If you want to fix the housing problem, don't just give the state Tasmanian Liberals a free pass on their own budget balls-up; actually invest in affordable housing. Now, you're going to cry poor because you've just wasted $158 billion, of which $95 billion goes to the top 20 per cent. What a crock! I look forward to your: 'Oh, we can't afford to fix homelessness. Oh, we can't afford to make sure women and children can get a bed when they're fleeing violence. We'd rather see them go back to possible death.' We've had 26 women killed already this year, and we know that services have to turn people away because they don't get enough funding. The Commonwealth has a role to play in that. That funding flows from the Commonwealth to the states and down to those frontline services. Except it's not flowing, because you guys are spending it on your rich mates instead. Well, shame on you!

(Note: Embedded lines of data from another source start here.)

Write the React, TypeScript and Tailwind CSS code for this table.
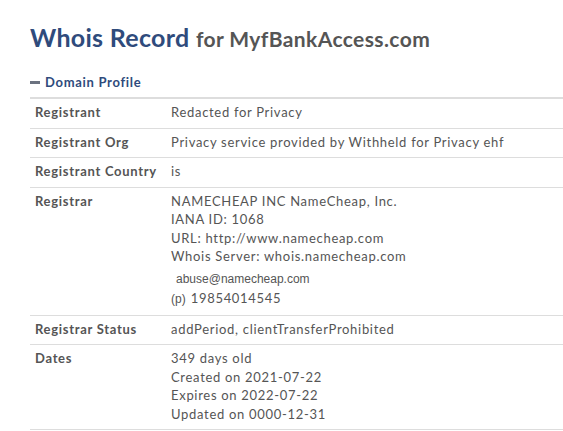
import React from "react"

const rows: { label: string; lines: string[] }[] = [
  { label: "Registrant", lines: ["Redacted for Privacy"] },
  { label: "Registrant Org", lines: ["Privacy service provided by Withheld for Privacy ehf"] },
  { label: "Registrant Country", lines: ["is"] },
]

function Row({ label, children }: { label: string; children: React.ReactNode }) {
  return (
    <div className="flex border-b border-[#dddddd] pt-[4px] pb-[6px] leading-[18.5px]">
      <div className="w-[141px] shrink-0 pl-[5px] font-bold">{label}</div>
      <div className="flex flex-col">{children}</div>
    </div>
  )
}

export default function App() {
  return (
    <div className="min-h-[431px] bg-white pl-[30px] pt-[22px] text-[13px] tracking-[0.7px] text-[#555555] [font-family:Lato,'Noto_Sans',sans-serif]">
      <h1 className="text-[25px] leading-[30px] font-bold tracking-[0.3px] text-[#2f4b7c]">
        Whois Record{" "}
        <span className="text-[21px] tracking-[0.4px] text-[#555555]">for MyfBankAccess.com</span>
      </h1>

      {/* Domain Profile */}
      <div className="mt-[19px] flex items-center gap-[5px] text-[13px] leading-[18px] font-bold text-[#2f4b7c]">
        <span className="h-[3px] w-[10px] bg-[#6b7280]" />
        Domain Profile
      </div>

      <div className="mt-[6px] border-t-[2px] border-[#dddddd]">
        {rows.map((r) => (
          <Row key={r.label} label={r.label}>
            {r.lines.map((l) => (
              <span key={l}>{l}</span>
            ))}
          </Row>
        ))}

        <Row label="Registrar">
          <span>NAMECHEAP INC NameCheap, Inc.</span>
          <span>IANA ID: 1068</span>
          <span>URL: http://www.namecheap.com</span>
          <span>Whois Server: whois.namecheap.com</span>
          <span className="mt-[4px] pl-[5px] text-[12px] leading-[19px] tracking-normal [font-family:'Liberation_Sans',Arial,sans-serif]">
            abuse@namecheap.com
          </span>
          <span className="leading-[19px]">
            <span className="text-[12px] tracking-normal [font-family:'Liberation_Sans',Arial,sans-serif]">(p)</span>
            <span className="ml-[5px]">19854014545</span>
          </span>
        </Row>

        <Row label="Registrar Status">
          <span>addPeriod, clientTransferProhibited</span>
        </Row>

        <Row label="Dates">
          <span>349 days old</span>
          <span>Created on 2021-07-22</span>
          <span>Expires on 2022-07-22</span>
          <span>Updated on 0000-12-31</span>
        </Row>
      </div>
    </div>
  )
}
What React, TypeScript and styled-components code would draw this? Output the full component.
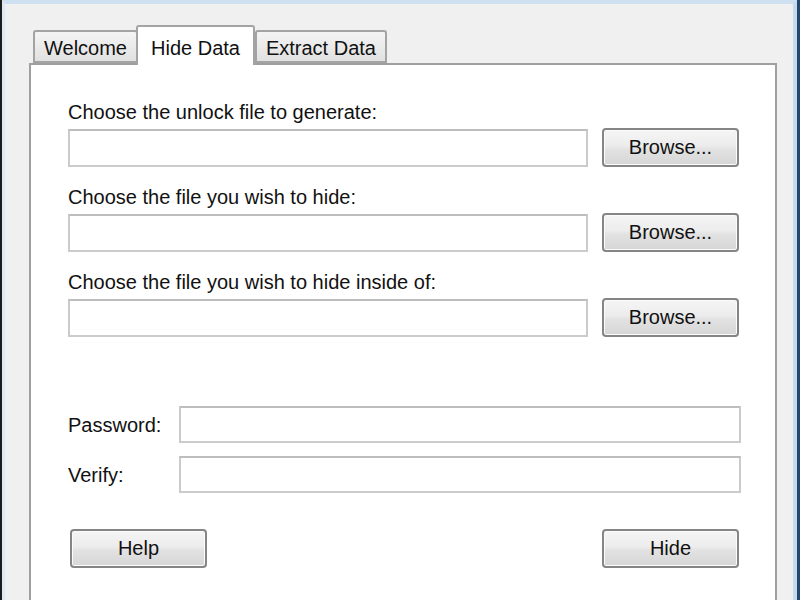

We'll be voting against this, and we'll be moving amendments to increase the low-income tax offset. I call on the Labor Party: please, reconsider absolute your spinelessness in becoming 'Liberal lite' and waving this through the chamber. We may not have the numbers to stop this, but we should bloody well try. That's what we're here for. We're actually meant to be representing people, protecting their interests. You guys are meant to be an opposition. We're happy to do it if you're not going to, and we intend to do that today, but we hope to have some company.
Scott Ryan (President) Share this | Link to this | Hansard source
I ask senators on our first day back, going into formal business and with debate, can we please keep the use of parliamentary language in mind, at least for a little while.